Para o médico, pelo menos em seu consultório, o
tema não é mais um grande tabu e a opção em suprimir a menstruação acontece, na
maioria dos casos, para evitar o desconforto físico que algumas mulheres sentem
nesse período. Stockler acredita que não existe problema em parar de menstruar.
“Uma vez que não tem função de limpeza do organismo, a menstruação é um evento
dispensável e suspendê-la é uma prática segura”, afirma.
A ginecologista Carolina Ambrogini, coordenadora
do Projeto Afrodite do Departamento de Ginecologia da Unifesp (Universidade
Federal de São Paulo), também acredita que as mulheres de hoje têm mais
liberdade para falar do assunto. Além disso, com as opções que existem, esse
período do mês deixou de ser um empecilho. “As mulheres não param a vida delas
por causa da menstruação”, fala.
Uso
de coletor.
O uso do coletor menstrual como
alternativa ecológica e econômica aos absorventes tem se popularizado nos
últimos anos. Para quem não conhece, esse é um recipiente de silicone
reutilizável (com duração de cinco a dez anos) na forma de copinho, posicionado
no início do canal vaginal, que coleta o sangue menstrual.

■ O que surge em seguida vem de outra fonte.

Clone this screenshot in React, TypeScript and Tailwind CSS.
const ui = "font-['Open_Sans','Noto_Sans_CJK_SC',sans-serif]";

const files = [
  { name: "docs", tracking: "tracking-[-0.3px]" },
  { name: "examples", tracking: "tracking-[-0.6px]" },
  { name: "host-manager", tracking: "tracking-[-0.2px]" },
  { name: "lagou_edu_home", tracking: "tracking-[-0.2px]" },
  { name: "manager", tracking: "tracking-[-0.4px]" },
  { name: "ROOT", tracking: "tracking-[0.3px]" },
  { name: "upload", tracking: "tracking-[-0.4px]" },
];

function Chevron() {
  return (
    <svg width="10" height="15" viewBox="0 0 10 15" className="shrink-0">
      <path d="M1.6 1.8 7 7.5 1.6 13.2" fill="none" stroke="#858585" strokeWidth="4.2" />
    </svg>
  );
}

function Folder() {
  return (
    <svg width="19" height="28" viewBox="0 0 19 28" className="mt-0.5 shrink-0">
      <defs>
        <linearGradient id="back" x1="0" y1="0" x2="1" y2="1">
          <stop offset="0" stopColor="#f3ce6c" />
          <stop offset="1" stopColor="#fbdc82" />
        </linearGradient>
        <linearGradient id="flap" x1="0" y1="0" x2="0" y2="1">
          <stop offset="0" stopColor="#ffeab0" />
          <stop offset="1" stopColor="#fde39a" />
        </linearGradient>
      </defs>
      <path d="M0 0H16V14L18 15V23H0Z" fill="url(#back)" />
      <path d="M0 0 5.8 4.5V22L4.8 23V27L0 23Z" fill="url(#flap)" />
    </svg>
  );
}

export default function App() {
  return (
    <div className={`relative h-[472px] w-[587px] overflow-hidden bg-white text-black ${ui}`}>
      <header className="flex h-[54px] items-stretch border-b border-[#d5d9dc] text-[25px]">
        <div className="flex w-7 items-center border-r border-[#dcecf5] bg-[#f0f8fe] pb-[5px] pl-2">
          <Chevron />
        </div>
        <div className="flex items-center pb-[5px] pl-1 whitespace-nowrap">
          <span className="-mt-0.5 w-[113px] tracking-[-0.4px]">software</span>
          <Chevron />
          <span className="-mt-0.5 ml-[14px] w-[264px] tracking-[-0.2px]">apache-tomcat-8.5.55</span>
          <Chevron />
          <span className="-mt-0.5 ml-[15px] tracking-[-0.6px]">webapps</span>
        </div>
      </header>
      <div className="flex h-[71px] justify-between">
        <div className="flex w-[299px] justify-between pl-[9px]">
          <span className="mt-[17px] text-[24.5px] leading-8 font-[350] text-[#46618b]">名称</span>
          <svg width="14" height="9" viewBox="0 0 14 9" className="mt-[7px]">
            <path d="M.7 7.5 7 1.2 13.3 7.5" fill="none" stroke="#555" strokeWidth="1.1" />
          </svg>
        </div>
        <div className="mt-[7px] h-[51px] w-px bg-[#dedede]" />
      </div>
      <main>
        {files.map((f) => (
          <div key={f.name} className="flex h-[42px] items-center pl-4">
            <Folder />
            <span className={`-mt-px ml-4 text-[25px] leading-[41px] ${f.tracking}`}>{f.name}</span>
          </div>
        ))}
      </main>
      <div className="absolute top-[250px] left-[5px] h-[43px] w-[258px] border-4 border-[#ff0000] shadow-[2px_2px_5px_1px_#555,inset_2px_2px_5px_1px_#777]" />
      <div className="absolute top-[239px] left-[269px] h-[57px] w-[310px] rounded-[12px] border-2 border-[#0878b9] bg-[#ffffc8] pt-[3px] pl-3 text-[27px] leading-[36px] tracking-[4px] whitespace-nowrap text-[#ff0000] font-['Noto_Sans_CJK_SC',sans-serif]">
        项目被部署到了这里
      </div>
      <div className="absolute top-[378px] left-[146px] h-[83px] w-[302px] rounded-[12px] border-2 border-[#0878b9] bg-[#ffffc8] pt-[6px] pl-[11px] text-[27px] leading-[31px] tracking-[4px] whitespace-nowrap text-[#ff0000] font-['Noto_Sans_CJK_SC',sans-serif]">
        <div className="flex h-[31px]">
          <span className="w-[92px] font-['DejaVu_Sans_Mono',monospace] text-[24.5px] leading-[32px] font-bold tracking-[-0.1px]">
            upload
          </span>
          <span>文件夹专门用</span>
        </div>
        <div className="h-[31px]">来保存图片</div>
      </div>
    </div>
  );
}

A disseminação desse novo método está fazendo com
que muitas mulheres pensem e discutam mais a respeito desse tema. Para a
universitária Luisa Peixoto, 20, uma das moderadoras do grupo “Coletores
Brasil”, no Facebook, com mais de 40 mil integrantes, o uso do coletor mudou
sua relação com a menstruação. “Não é mais um momento desconfortável, passei a
gostar de todos estágios do meu ciclo. E conheço bem mais o meu próprio corpo”,
conta.
Stockler diz que, com exceção da virgindade, o
coletor não tem contraindicações. O maior obstáculo para a popularização do
método está no modo de usar. “Muitas mulheres preferem evitar a manipulação
genital e não gostam do contato com a menstruação”, explica o ginecologista.